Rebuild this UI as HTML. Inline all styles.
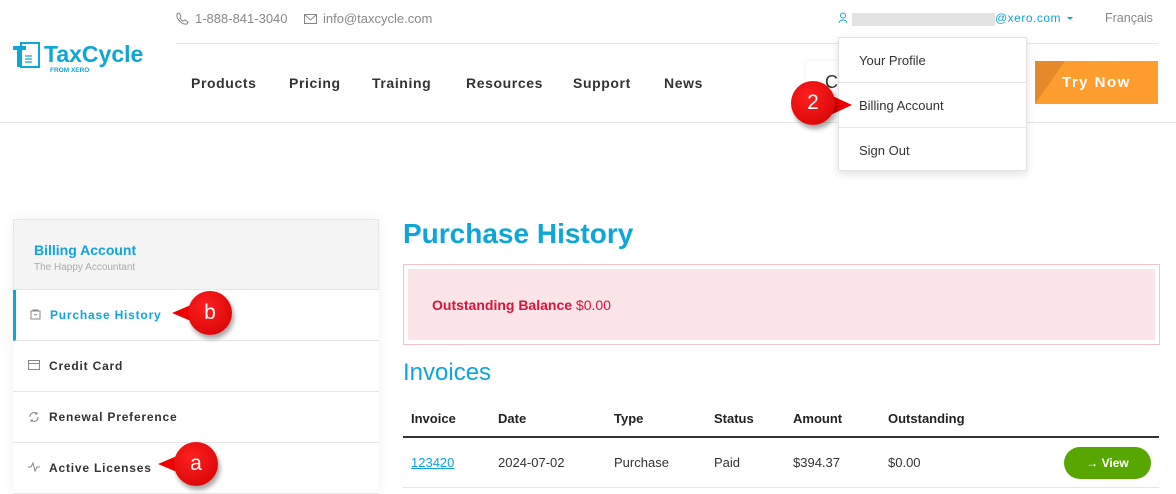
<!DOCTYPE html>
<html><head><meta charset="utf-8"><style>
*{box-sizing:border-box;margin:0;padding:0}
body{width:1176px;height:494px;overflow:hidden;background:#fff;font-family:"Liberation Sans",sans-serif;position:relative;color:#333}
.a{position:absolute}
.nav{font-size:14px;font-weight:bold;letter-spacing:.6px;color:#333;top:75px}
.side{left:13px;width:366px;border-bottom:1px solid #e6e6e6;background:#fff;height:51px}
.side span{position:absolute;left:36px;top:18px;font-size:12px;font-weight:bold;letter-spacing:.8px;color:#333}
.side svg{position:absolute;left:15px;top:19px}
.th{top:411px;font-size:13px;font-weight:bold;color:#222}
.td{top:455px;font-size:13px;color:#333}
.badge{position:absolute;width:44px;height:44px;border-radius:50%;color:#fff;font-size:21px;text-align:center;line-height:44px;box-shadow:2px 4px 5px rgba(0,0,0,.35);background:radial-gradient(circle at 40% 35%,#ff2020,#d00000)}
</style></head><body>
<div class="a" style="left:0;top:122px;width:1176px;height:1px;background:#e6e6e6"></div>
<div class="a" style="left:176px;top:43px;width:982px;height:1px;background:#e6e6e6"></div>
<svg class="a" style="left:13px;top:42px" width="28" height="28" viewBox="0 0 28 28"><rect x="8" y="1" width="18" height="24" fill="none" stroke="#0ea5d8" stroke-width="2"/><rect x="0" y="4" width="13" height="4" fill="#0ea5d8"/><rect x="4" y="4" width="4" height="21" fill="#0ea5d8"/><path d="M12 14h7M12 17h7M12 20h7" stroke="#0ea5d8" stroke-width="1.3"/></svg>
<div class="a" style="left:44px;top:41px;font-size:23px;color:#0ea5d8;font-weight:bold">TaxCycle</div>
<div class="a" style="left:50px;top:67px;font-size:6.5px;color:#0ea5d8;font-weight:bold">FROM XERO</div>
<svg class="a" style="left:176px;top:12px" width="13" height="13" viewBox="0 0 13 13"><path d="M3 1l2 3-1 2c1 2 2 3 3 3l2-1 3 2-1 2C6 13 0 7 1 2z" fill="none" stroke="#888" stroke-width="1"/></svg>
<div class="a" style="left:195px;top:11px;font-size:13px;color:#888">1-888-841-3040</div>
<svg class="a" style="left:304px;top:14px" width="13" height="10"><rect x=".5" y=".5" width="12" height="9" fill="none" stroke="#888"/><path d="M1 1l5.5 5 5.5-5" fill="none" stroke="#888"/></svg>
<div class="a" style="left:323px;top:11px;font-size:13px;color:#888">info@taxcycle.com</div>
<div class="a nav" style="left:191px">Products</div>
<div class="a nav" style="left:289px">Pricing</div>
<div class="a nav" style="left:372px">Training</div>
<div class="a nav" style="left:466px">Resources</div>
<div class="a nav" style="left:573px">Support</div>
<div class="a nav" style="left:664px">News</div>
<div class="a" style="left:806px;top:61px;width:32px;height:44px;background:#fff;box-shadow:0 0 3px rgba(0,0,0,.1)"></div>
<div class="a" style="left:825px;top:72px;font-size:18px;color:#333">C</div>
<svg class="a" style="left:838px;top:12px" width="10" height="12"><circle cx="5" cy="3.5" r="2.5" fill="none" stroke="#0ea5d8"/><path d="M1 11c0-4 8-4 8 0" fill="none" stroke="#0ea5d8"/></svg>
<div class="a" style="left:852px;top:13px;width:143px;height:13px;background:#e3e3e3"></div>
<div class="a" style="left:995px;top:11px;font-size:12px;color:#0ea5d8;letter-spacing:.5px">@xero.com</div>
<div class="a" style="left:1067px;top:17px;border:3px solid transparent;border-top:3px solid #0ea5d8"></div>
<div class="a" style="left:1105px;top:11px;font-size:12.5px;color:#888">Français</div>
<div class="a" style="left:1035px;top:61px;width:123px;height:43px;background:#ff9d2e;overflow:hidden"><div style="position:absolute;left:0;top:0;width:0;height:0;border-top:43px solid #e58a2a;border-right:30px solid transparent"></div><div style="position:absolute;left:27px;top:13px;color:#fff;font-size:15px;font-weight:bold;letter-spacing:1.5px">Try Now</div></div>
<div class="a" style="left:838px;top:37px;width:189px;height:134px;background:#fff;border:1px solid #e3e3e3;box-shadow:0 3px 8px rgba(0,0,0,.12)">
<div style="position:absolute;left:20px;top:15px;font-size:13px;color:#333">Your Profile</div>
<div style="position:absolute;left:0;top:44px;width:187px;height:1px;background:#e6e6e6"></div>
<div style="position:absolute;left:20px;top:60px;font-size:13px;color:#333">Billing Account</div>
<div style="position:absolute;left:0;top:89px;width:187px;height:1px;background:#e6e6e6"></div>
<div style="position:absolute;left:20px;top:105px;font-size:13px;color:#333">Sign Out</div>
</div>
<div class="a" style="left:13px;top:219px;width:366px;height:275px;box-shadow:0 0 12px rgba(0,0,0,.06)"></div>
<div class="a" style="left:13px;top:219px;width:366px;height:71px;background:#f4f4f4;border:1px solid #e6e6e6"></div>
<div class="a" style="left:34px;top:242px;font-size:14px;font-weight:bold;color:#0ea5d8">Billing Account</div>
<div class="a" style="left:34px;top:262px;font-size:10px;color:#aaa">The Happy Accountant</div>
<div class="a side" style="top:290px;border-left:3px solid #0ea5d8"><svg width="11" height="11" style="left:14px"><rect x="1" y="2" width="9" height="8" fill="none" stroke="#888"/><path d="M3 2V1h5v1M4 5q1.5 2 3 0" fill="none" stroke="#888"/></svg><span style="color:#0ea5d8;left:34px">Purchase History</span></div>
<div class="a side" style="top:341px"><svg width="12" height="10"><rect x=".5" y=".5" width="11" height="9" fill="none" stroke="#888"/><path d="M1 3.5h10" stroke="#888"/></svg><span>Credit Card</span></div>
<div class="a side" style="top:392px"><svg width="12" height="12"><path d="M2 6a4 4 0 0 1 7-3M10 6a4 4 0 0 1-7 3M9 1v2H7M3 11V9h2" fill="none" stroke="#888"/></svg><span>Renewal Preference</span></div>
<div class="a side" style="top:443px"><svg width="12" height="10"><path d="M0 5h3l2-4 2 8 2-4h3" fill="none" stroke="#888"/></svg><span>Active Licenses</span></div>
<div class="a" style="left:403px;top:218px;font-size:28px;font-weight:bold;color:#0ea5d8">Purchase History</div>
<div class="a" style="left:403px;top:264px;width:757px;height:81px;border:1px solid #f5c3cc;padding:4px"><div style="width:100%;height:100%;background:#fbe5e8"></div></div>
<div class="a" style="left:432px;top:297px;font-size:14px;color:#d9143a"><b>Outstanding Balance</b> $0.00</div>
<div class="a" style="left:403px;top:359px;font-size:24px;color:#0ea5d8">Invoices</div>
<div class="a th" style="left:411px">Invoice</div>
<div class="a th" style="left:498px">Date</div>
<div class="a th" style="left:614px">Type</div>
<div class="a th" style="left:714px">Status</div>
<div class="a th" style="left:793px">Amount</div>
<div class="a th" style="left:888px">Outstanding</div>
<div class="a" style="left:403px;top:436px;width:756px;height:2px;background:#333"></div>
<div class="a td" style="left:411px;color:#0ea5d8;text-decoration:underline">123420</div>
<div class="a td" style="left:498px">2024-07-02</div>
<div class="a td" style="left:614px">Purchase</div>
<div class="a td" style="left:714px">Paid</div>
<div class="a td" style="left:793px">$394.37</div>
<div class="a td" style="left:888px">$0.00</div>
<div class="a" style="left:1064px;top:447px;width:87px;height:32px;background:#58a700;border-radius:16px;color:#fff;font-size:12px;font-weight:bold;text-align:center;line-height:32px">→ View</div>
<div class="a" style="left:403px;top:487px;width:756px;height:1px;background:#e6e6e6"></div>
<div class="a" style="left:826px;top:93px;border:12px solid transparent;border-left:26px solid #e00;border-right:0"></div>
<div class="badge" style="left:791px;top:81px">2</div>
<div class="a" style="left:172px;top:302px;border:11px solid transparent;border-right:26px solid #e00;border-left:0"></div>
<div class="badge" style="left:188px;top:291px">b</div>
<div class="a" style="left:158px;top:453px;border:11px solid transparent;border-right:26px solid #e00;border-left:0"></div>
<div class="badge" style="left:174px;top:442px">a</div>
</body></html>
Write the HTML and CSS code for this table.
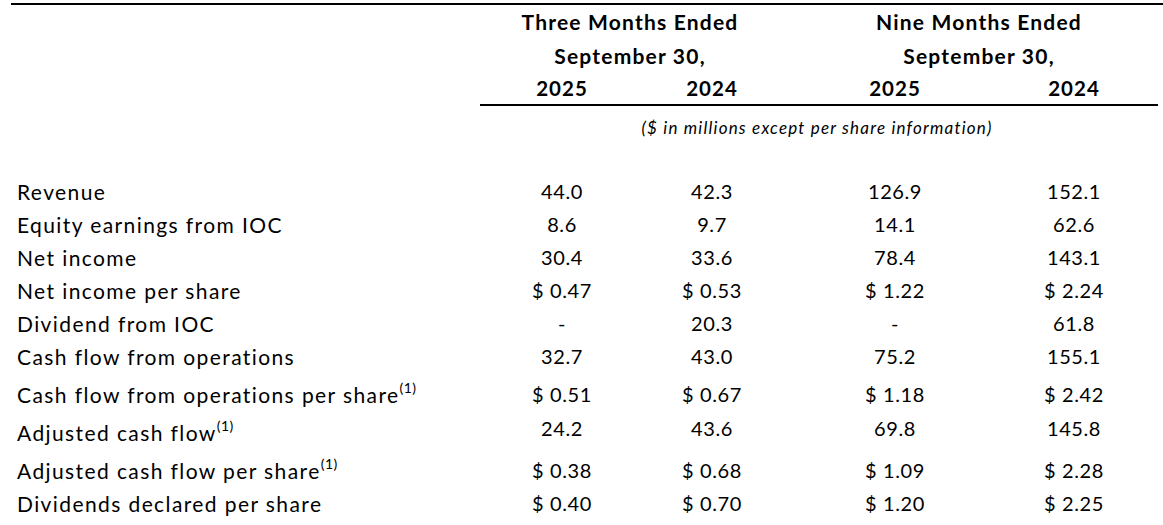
################
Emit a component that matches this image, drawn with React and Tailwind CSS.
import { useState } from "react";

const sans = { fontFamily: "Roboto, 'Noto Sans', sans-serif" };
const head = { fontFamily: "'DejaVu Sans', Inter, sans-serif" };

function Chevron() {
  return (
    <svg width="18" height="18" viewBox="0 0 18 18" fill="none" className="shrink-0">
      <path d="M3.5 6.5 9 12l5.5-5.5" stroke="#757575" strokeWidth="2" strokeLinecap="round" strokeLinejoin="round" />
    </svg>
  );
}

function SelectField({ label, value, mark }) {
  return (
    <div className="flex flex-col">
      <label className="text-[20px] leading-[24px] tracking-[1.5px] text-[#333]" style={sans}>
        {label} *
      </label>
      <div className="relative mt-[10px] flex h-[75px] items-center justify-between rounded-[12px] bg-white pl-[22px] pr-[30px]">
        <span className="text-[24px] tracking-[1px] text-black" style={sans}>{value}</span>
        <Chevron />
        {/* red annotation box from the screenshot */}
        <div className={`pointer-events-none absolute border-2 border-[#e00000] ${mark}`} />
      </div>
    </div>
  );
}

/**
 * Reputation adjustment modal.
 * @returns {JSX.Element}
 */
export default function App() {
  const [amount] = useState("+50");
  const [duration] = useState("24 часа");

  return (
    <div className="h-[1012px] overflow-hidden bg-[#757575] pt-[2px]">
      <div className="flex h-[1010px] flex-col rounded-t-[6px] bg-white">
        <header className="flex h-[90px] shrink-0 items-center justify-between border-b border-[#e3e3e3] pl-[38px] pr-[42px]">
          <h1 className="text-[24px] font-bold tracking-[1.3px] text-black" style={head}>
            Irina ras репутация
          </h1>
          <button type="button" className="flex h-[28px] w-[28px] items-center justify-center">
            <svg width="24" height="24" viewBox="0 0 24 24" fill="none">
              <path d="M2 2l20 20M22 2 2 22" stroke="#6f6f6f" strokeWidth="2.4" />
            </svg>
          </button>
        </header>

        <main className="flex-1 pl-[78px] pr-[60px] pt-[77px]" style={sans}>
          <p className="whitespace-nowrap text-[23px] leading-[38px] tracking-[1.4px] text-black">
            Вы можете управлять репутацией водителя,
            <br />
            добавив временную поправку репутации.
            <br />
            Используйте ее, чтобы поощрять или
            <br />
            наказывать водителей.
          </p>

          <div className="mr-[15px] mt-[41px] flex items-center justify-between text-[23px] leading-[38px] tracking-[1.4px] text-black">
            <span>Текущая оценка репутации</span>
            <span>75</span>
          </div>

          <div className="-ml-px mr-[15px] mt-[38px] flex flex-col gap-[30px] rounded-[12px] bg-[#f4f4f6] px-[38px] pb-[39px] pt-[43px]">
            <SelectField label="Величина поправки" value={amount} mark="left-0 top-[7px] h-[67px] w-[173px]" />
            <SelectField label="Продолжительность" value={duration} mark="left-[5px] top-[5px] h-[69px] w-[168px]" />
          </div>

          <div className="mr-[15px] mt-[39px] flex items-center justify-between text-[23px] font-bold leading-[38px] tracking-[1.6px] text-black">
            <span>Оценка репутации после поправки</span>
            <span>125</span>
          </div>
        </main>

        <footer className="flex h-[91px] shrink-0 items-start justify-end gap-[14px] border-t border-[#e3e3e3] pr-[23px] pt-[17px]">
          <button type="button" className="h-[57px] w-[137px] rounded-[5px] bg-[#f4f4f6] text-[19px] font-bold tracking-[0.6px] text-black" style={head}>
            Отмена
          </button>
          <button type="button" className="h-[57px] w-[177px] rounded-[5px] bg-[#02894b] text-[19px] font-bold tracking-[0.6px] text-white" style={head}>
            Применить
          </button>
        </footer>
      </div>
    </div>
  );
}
################
JOB:
In the listing above, how many lines hold the word "this"? Give the number and nothing more.

EXERCISE SOLUTION:
3